Il s'agit d'un phénomène presque tiré des lois de la nature.
En cas de restructuration sociale, il faut à la fois un responsable et un payeur solvable, si possible en les réunissant en une seule personne pour que le droit à réparation du préjudice soit pleinement efficace.
La théorie du co-emploi consiste, au sein d'un groupe composé de plusieurs filiales, à dépasser le principe de la personnalité morale de chacune des entités de ce groupe et à révéler une vérité juridique conduisant à rétablir l'identité du véritable employeur, par définition autre que celui porté dans le contrat de travail.
L'employeur « dissimulé » serait ainsi la société mère ou une autre filiale du groupe qui exercerait son pouvoir hiérarchique sur le personnel de la filiale, objet de la restructuration.
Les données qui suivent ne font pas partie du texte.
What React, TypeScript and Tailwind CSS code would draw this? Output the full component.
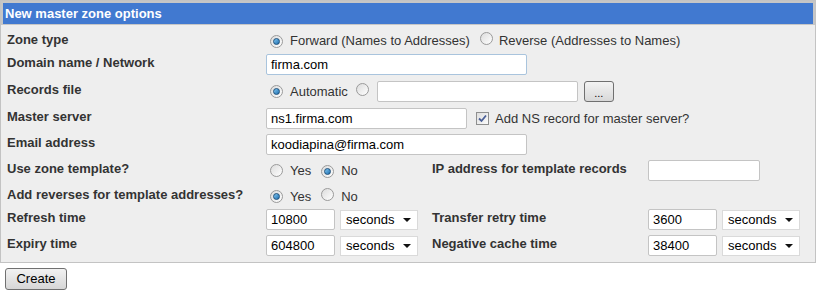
import React from "react";

const font = { fontFamily: '"Liberation Sans", Arial, sans-serif' };

function Radio({ checked }: { checked?: boolean }) {
  return (
    <span className="relative inline-flex h-[13px] w-[13px] shrink-0 items-center justify-center rounded-full border border-[#9a9a9a] bg-gradient-to-br from-[#dcdcdc] to-[#ffffff]">
      {checked && (
        <span className="h-[7px] w-[7px] rounded-full border border-[#1d4f7a] bg-gradient-to-br from-[#7fc6f0] to-[#1a6fb0]" />
      )}
    </span>
  );
}

function Checkbox() {
  return (
    <span className="inline-flex h-[13px] w-[13px] shrink-0 items-center justify-center border border-[#8e8f8f] bg-gradient-to-br from-[#dedede] to-[#fbfbfb]">
      <svg width="9" height="9" viewBox="0 0 9 9">
        <path d="M1 4.5 L3.5 7 L8 1.5" fill="none" stroke="#4a5f97" strokeWidth="1.8" />
      </svg>
    </span>
  );
}

function TextBox({ value, w, blue }: { value?: string; w: number; blue?: boolean }) {
  return (
    <div
      className={
        "flex h-[21px] items-center rounded-[2px] border bg-white px-[4px] text-[13px] text-black " +
        (blue ? "border-[#a9c4dd]" : "border-[#c4c4c4]")
      }
      style={{ width: w }}
    >
      {value}
    </div>
  );
}

function Select() {
  return (
    <div className="ml-[5px] flex h-[20px] w-[78px] items-center justify-between border border-[#dadada] bg-white pl-[5px] pr-[6px] text-[13px] text-black">
      <span>seconds</span>
      <svg width="8" height="4" viewBox="0 0 8 4">
        <path d="M0 0 L8 0 L4 4 Z" fill="#111" />
      </svg>
    </div>
  );
}

function Label({ children }: { children: React.ReactNode }) {
  return <div className="pb-[3px] text-[13px] font-bold text-[#333]">{children}</div>;
}

export default function App() {
  return (
    <div className="bg-white" style={font}>
      <div className="w-[816px] border border-[#c3c3c3] bg-[#eeeeee]">
        {/* header */}
        <div className="border-[2px] border-b-[1px] border-[#c6c6c6] bg-[#c6c6c6]">
          <div className="flex h-[21px] items-center bg-[#4179d0] pl-[2px] text-[13px] font-bold text-white">
            New master zone options
          </div>
        </div>

        <div className="grid grid-cols-[259px_166px_216px_1fr] pb-[6px] pl-[6px] text-[13px] text-[#333]">
          {/* Zone type */}
          <div className="mt-[5px] flex h-[22px] items-center"><Label>Zone type</Label></div>
          <div className="col-span-3 mt-[5px] flex h-[22px] items-center pl-[4px]">
            <Radio checked />
            <span className="ml-[7px]">Forward (Names to Addresses)</span>
            <span className="ml-[10px]"><Radio /></span>
            <span className="ml-[6px]">Reverse (Addresses to Names)</span>
          </div>

          {/* Domain */}
          <div className="mt-[2px] flex h-[21px] items-center"><Label>Domain name / Network</Label></div>
          <div className="col-span-3 mt-[2px] flex h-[21px] items-center">
            <TextBox value="firma.com" w={261} blue />
          </div>

          {/* Records file */}
          <div className="mt-[6px] flex h-[21px] items-center"><Label>Records file</Label></div>
          <div className="col-span-3 mt-[6px] flex h-[21px] items-center pl-[4px]">
            <Radio checked />
            <span className="ml-[7px]">Automatic</span>
            <span className="ml-[8px]"><Radio /></span>
            <div className="ml-[8px]"><TextBox w={201} /></div>
            <div className="ml-[6px] flex h-[21px] w-[30px] items-center justify-center rounded-[3px] border border-[#707070] bg-gradient-to-b from-[#f3f3f3] to-[#d8d8d8] pt-[3px] text-[11px] text-black">
              ...
            </div>
          </div>

          {/* Master server */}
          <div className="mt-[6px] flex h-[21px] items-center"><Label>Master server</Label></div>
          <div className="col-span-3 mt-[6px] flex h-[21px] items-center">
            <TextBox value="ns1.firma.com" w={201} />
            <span className="ml-[9px]"><Checkbox /></span>
            <span className="ml-[6px]">Add NS record for master server?</span>
          </div>

          {/* Email */}
          <div className="mt-[5px] flex h-[21px] items-center"><Label>Email address</Label></div>
          <div className="col-span-3 mt-[5px] flex h-[21px] items-center">
            <TextBox value="koodiapina@firma.com" w={261} />
          </div>

          {/* Use zone template */}
          <div className="mt-[5px] flex h-[21px] items-center"><Label>Use zone template?</Label></div>
          <div className="mt-[5px] flex h-[21px] items-center pl-[4px]">
            <Radio />
            <span className="ml-[7px]">Yes</span>
            <span className="ml-[10px]"><Radio checked /></span>
            <span className="ml-[7px]">No</span>
          </div>
          <div className="mt-[5px] flex h-[21px] items-center"><Label>IP address for template records</Label></div>
          <div className="mt-[5px] flex h-[21px] items-center">
            <TextBox w={112} />
          </div>

          {/* Add reverses */}
          <div className="mt-[5px] flex h-[21px] items-center"><Label>Add reverses for template addresses?</Label></div>
          <div className="col-span-3 mt-[5px] flex h-[21px] items-center pl-[4px]">
            <Radio checked />
            <span className="ml-[7px]">Yes</span>
            <span className="ml-[10px]"><Radio /></span>
            <span className="ml-[7px]">No</span>
          </div>

          {/* Refresh / Transfer */}
          <div className="mt-[2px] flex h-[21px] items-center"><Label>Refresh time</Label></div>
          <div className="mt-[2px] flex h-[21px] items-center">
            <TextBox value="10800" w={69} />
            <Select />
          </div>
          <div className="mt-[2px] flex h-[21px] items-center"><Label>Transfer retry time</Label></div>
          <div className="mt-[2px] flex h-[21px] items-center">
            <TextBox value="3600" w={69} />
            <Select />
          </div>

          {/* Expiry / Negative */}
          <div className="mt-[5px] flex h-[21px] items-center"><Label>Expiry time</Label></div>
          <div className="mt-[5px] flex h-[21px] items-center">
            <TextBox value="604800" w={69} />
            <Select />
          </div>
          <div className="mt-[5px] flex h-[21px] items-center"><Label>Negative cache time</Label></div>
          <div className="mt-[5px] flex h-[21px] items-center">
            <TextBox value="38400" w={69} />
            <Select />
          </div>
        </div>
      </div>

      <div className="px-[5px] pt-[3px]">
        <button className="h-[22px] w-[62px] rounded-[3px] border border-[#707070] bg-gradient-to-b from-[#f2f2f2] to-[#d6d6d6] text-[13px] text-black">
          Create
        </button>
      </div>
    </div>
  );
}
Ce concept n'est pas si éloigné de celui de la fictivité de la personne morale que l'on rencontre sous un autre angle en cas d'extension d'une procédure collective d'une société fictive à une autre, considérée comme « maître de l'affaire ».
Sa finalité est de sanctionner financièrement le véritable employeur solvable pour irrégularité de la procédure de licenciement collectif sous l'angle du motif économique et/ou du respect de l'obligation de reclassement au sein du groupe.
Les décisions rendues en février 2014 à quelques jours d'intervalle dans les affaires WOLTERS KLUWER FRANCE, MOLEX INCOPORATED MOLEX INC et FILATURE FRANCAISE DE MOHAIR[1] sont la confirmation du mouvement inflationniste procédural des actions en co-emploi.
Les quelques décisions emblématiques de la Cour de Cassation validant l'action en co-emploi[2], pourront être perçues par certains praticiens et vaillants défenseurs des droits des salariés comme un signe d'encouragement.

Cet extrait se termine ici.